NINTH LESSON. `Pray the Lord of the harvest;'

  Or, Prayer provides Labourers.

   `Then saith He unto His disciples, The harvest truly is plenteous, but
   the labourers are few.  Pray ye therefore the Lord of the harvest,
   that He will send forth labourers into His harvest.'--Matt. ix. 37-38.

   THE Lord frequently taught His disciples that they must pray, and how;
   but seldom what to pray.  This he left to their sense of need, and the
   leading of the Spirit.  But here we have one thing He expressly
   enjoins them to remember:  in view of the plenteous harvest, and the
   need of reapers, they must cry to the Lord of the harvest to send
   forth labourers.  Just as in the parable of the friend at midnight, He
   would have them understand that prayer is not to be selfish; so here
   it is the power through which blessing can come to others.  The Father
   is Lord of the harvest; when we pray for the Holy Spirit, we must pray
   for Him to prepare and send forth labourers for the work.

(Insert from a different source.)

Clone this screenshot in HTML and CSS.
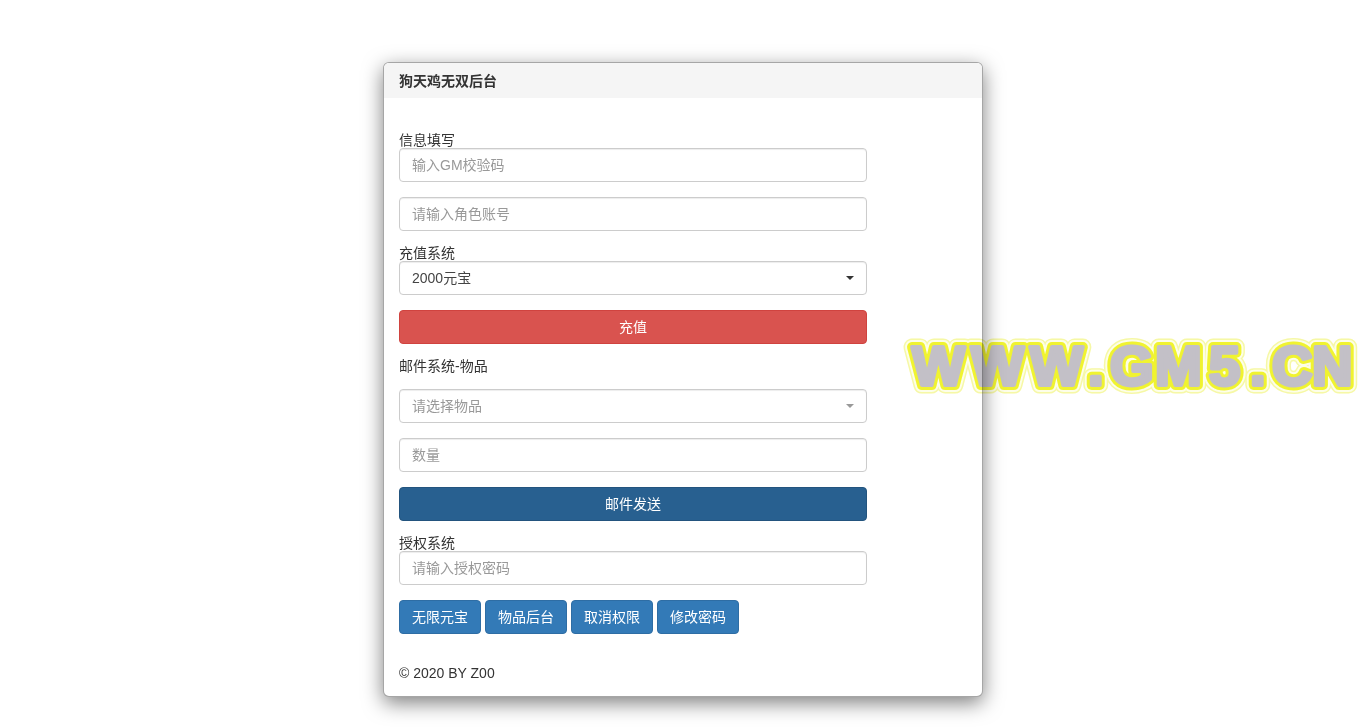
FILE: index.html
```html
<!DOCTYPE html>
<html>
<head>
    <meta charset="utf-8">
    <title>狗天鸡无双后台</title>
    <link rel="stylesheet" href="styles.css">
</head>
<body>
    <div class="panel">
        <div class="panel-heading">狗天鸡无双后台</div>
        <div class="panel-body">
            <form class="main-form">
                <div class="group-label first">信息填写</div>
                <input class="form-control" type="text" placeholder="输入GM校验码">
                <input class="form-control" type="text" placeholder="请输入角色账号">

                <div class="group-label">充值系统</div>
                <div class="form-control select">
                    <span>2000元宝</span>
                    <i class="caret"></i>
                </div>
                <button class="btn btn-block btn-danger" type="button">充值</button>

                <p class="mail-label">邮件系统-物品</p>
                <div class="form-control select placeholder">
                    <span>请选择物品</span>
                    <i class="caret"></i>
                </div>
                <input class="form-control" type="text" placeholder="数量">
                <button class="btn btn-block btn-navy" type="button">邮件发送</button>

                <div class="group-label">授权系统</div>
                <input class="form-control" type="text" placeholder="请输入授权密码">

                <div class="btn-row">
                    <button class="btn btn-primary" type="button">无限元宝</button>
                    <button class="btn btn-primary" type="button">物品后台</button>
                    <button class="btn btn-primary" type="button">取消权限</button>
                    <button class="btn btn-primary" type="button">修改密码</button>
                </div>
            </form>
            <div class="copyright">© 2020 BY Z00</div>
        </div>
    </div>

    <svg class="watermark" width="466" height="80" viewBox="0 0 466 80">
        <defs>
            <text id="wm" x="12 71 130 188 210 255 309 350 372 412" y="62.5">WWW.GM5.CN</text>
        </defs>
        <use href="#wm" class="wm-pale"></use>
        <use href="#wm" class="wm-gap"></use>
        <use href="#wm" class="wm-yellow"></use>
        <use href="#wm" class="wm-grey"></use>
    </svg>
</body>
</html>
```

FILE: styles.css
```css
* {
    box-sizing: border-box;
}
html, body {
    height: 100%;
}
body {
    margin: 0;
    background-color: #fff;
    color: #333;
    font-family: "Liberation Sans", "Noto Sans CJK SC", sans-serif;
    font-size: 14px;
    line-height: 20px;
}
.panel {
    width: 600px;
    margin: 0 auto;
    position: relative;
    top: 62px;
    background-color: #fff;
    border: 1px solid rgba(0, 0, 0, .35);
    border-radius: 6px;
    box-shadow: 0 6px 20px rgba(0, 0, 0, .5);
    overflow: hidden;
}
.panel-heading {
    height: 35px;
    padding: 8px 15px;
    background-color: #f5f5f5;
    font-weight: bold;
}
.panel-body {
    padding: 15px 15px 13px;
}
.main-form {
    width: 468px;
}
.group-label {
    height: 15px;
    line-height: 15px;
}
.group-label.first {
    margin-top: 20px;
}
.form-control {
    display: block;
    width: 100%;
    height: 34px;
    margin-bottom: 15px;
    padding: 6px 12px;
    background-color: #fff;
    border: 1px solid #ccc;
    border-radius: 4px;
    box-shadow: inset 0 1px 1px rgba(0, 0, 0, .075);
    color: #555;
    font-family: inherit;
    font-size: 14px;
    line-height: 20px;
}
.form-control::placeholder {
    color: #999;
    opacity: 1;
}
.select {
    display: flex;
    align-items: center;
    justify-content: space-between;
    color: #444;
}
.select.placeholder {
    color: #999;
}
.caret {
    width: 0;
    height: 0;
    border-top: 4px solid currentColor;
    border-left: 4px solid transparent;
    border-right: 4px solid transparent;
}
.select .caret {
    color: #333;
}
.select.placeholder .caret {
    color: #999;
}
.btn {
    height: 34px;
    padding: 6px 12px;
    border: 1px solid transparent;
    border-radius: 4px;
    color: #fff;
    font-family: inherit;
    font-size: 14px;
    line-height: 20px;
}
.btn-block {
    display: block;
    width: 100%;
    margin-bottom: 15px;
}
.btn-danger {
    background-color: #d9534f;
    border-color: #d0433f;
}
.btn-navy {
    background-color: #286090;
    border-color: #23547e;
}
.btn-primary {
    background-color: #337ab7;
    border-color: #2e6da4;
}
.mail-label {
    height: 30px;
    margin: 0;
    line-height: 15px;
}
.btn-row {
    display: flex;
    gap: 4px;
}
.copyright {
    margin-top: 29px;
}
.watermark {
    position: absolute;
    left: 900px;
    top: 322px;
    mix-blend-mode: multiply;
}
.watermark text {
    font-family: "Liberation Sans", sans-serif;
    font-size: 56px;
    font-weight: bold;
}
.watermark use {
    stroke-linejoin: round;
}
.wm-pale {
    fill: #f6f8a6;
    stroke: #f6f8a6;
    stroke-width: 17px;
}
.wm-gap {
    fill: #fdfee8;
    stroke: #fdfee8;
    stroke-width: 14px;
}
.wm-yellow {
    fill: #f0f330;
    stroke: #f0f330;
    stroke-width: 10px;
}
.wm-grey {
    fill: #c3c0c7;
    stroke: #c3c0c7;
    stroke-width: 4px;
}
```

   Strange, is it not, that He should ask His disciples to pray for
   this?  And could He not pray Himself?  And would not one prayer of His
   avail more than a thousand of theirs?  And God, the Lord of the
   harvest, did He not see the need?  And would not He, in His own good
   time, send forth labourers without their prayer?  Such questions lead
   us up to the deepest mysteries of prayer, and its power in the Kingdom
   of God.  The answer to such questions will convince us that prayer is
   indeed a power, on which the ingathering of the harvest and the coming
   of the Kingdom do in very truth depend.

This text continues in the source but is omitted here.